Nigel again narrates our Top Models in Action and tells us that Chantal from Cycle 9 is busy working for New Model Management and just finished a KMS Hair Salon Campaign. Whitney bicycles through our weekly CoverGirl ad and is boring as ever. One line that did catch my attention was Whitney proclaiming she is the “next big thing!” Hey, is that a fat girl joke?
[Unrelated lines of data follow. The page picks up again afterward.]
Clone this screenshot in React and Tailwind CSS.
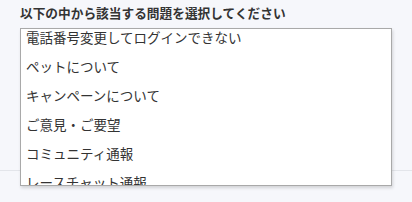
const options = [
  "電話番号変更してログインできない",
  "ペットについて",
  "キャンペーンについて",
  "ご意見・ご要望",
  "コミュニティ通報",
  "レースチャット通報",
];

export default function App() {
  return (
    <div
      className="relative w-[412px] h-[202px] overflow-hidden bg-[#f6f7fb]"
      style={{ fontFamily: '"Noto Sans CJK JP", "Noto Sans", sans-serif' }}
    >
      <div className="h-[171px] border-b border-[#e3e5ea] px-5 pt-[4px]">
        <p className="text-[12.7px] leading-[18px] font-bold text-[#333]">
          以下の中から該当する問題を選択してください
        </p>
      </div>

      {/* dropdown list */}
      <div className="absolute left-[20px] top-[28px] w-[372px] h-[158px] overflow-hidden bg-white border border-[#a9a9a9] shadow-[1px_2px_3px_rgba(0,0,0,0.15)]">
        <ul className="-mt-[6px]">
          {options.map((opt, i) => (
            <li
              key={i}
              className="h-[29px] flex items-center pl-[5px] text-[13.5px] text-[#333] whitespace-nowrap"
            >
              {opt}
            </li>
          ))}
        </ul>
      </div>
    </div>
  );
}
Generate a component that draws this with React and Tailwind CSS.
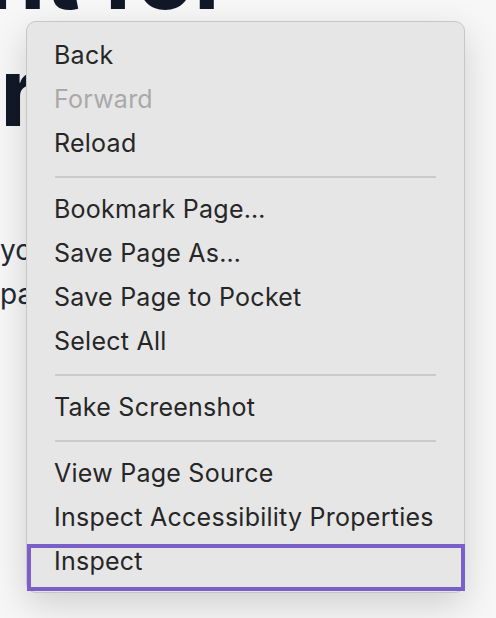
import React from 'react';

const items = [
  { label: 'Back' },
  { label: 'Forward', disabled: true },
  { label: 'Reload' },
  { sep: true },
  { label: 'Bookmark Page…' },
  { label: 'Save Page As…' },
  { label: 'Save Page to Pocket' },
  { label: 'Select All' },
  { sep: true },
  { label: 'Take Screenshot' },
  { sep: true },
  { label: 'View Page Source' },
  { label: 'Inspect Accessibility Properties' },
  { label: 'Inspect' },
];

function ContextMenu() {
  return (
    <div className="absolute left-[26px] top-[21px] w-[439px] rounded-[10px] border border-[#c6c6c6] bg-[#e6e6e6] pt-3 pb-2 shadow-[0_12px_36px_rgba(0,0,0,0.16)]">
      {items.map((item, i) =>
        item.sep ? (
          <div key={i} className="flex h-[22px] items-center px-[28px]">
            <div className="h-[2px] w-full bg-[#cacaca]" />
          </div>
        ) : (
          <div
            key={i}
            className={`flex h-[44px] items-center px-[27px] text-[25px] tracking-[0.25px] ${
              item.disabled ? 'text-[#a9a9a9]' : 'text-[#262626]'
            }`}
          >
            {item.label}
          </div>
        )
      )}
    </div>
  );
}

export default function App() {
  return (
    <div
      className="relative h-[618px] w-[496px] overflow-hidden bg-[#f7f7f8]"
      style={{ fontFamily: 'Inter, "Noto Sans", sans-serif' }}
    >
      {/* page content behind the menu */}
      <div className="text-[#111827]">
        <h1 className="-mt-[84px] ml-[-14px] text-[96px] font-bold leading-[117px] tracking-[-1px] whitespace-nowrap">
          <div>nt for</div>
          <div className="ml-[14px]">rus</div>
        </h1>
        <div className="mt-[78px] text-[28px] leading-[44px] text-[#1f2937] whitespace-nowrap">
          <p>you need</p>
          <p>pages</p>
        </div>
      </div>

      <ContextMenu />

      {/* selection outline */}
      <div className="absolute left-[27px] top-[544px] h-[47px] w-[438px] border-[4px] border-[#7b5fc9]" />
    </div>
  );
}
Panel opens with only 10 girls since Hannah got pushed off on an ice floe and we are reminded of the prizes. The foul tempered designer is there to guest judge and this time he chose his alma mater's band uniform jacket for the occasion. Here's the order in which the photos were judged.
Clark – Her photo appears as digital art for the next week as a “nanny-nanny-boo-bah” to the rest of the group

Analeigh – nice face, great leg
Lauren Brie – great face and arms
Sheena – dramatic eyes
McKey - nice overall shot
Marjorie - okay
Joslyn – looked scared
Elina - boring
Samantha – almost axed, but great hands and eyes
Isis – buh bye

The only reason Elina wasn't in the bottom two was because of the way Samantha hacked off the designer during the challenge. What appeared to be a mild irritation at the challenge magically developed into dramatic disgust by the time we got to panel. His description of Samantha was “she's a combination of a truck driver and a stripper.” Nice manufactured drama there, Tyra. Personally, I didn't see anything sexy in her walk, she just looked like an inexperienced model trying to draw attention. Boy, did she ever.

Isis got canned because her photos are all boring. Plain and simple. She ran back to the house, put on her tiara and huge white earrings and instantly went from looking a young woman to looking like a drag queen in no time flat.

9 girls remain. Who will be America's Next Top Model?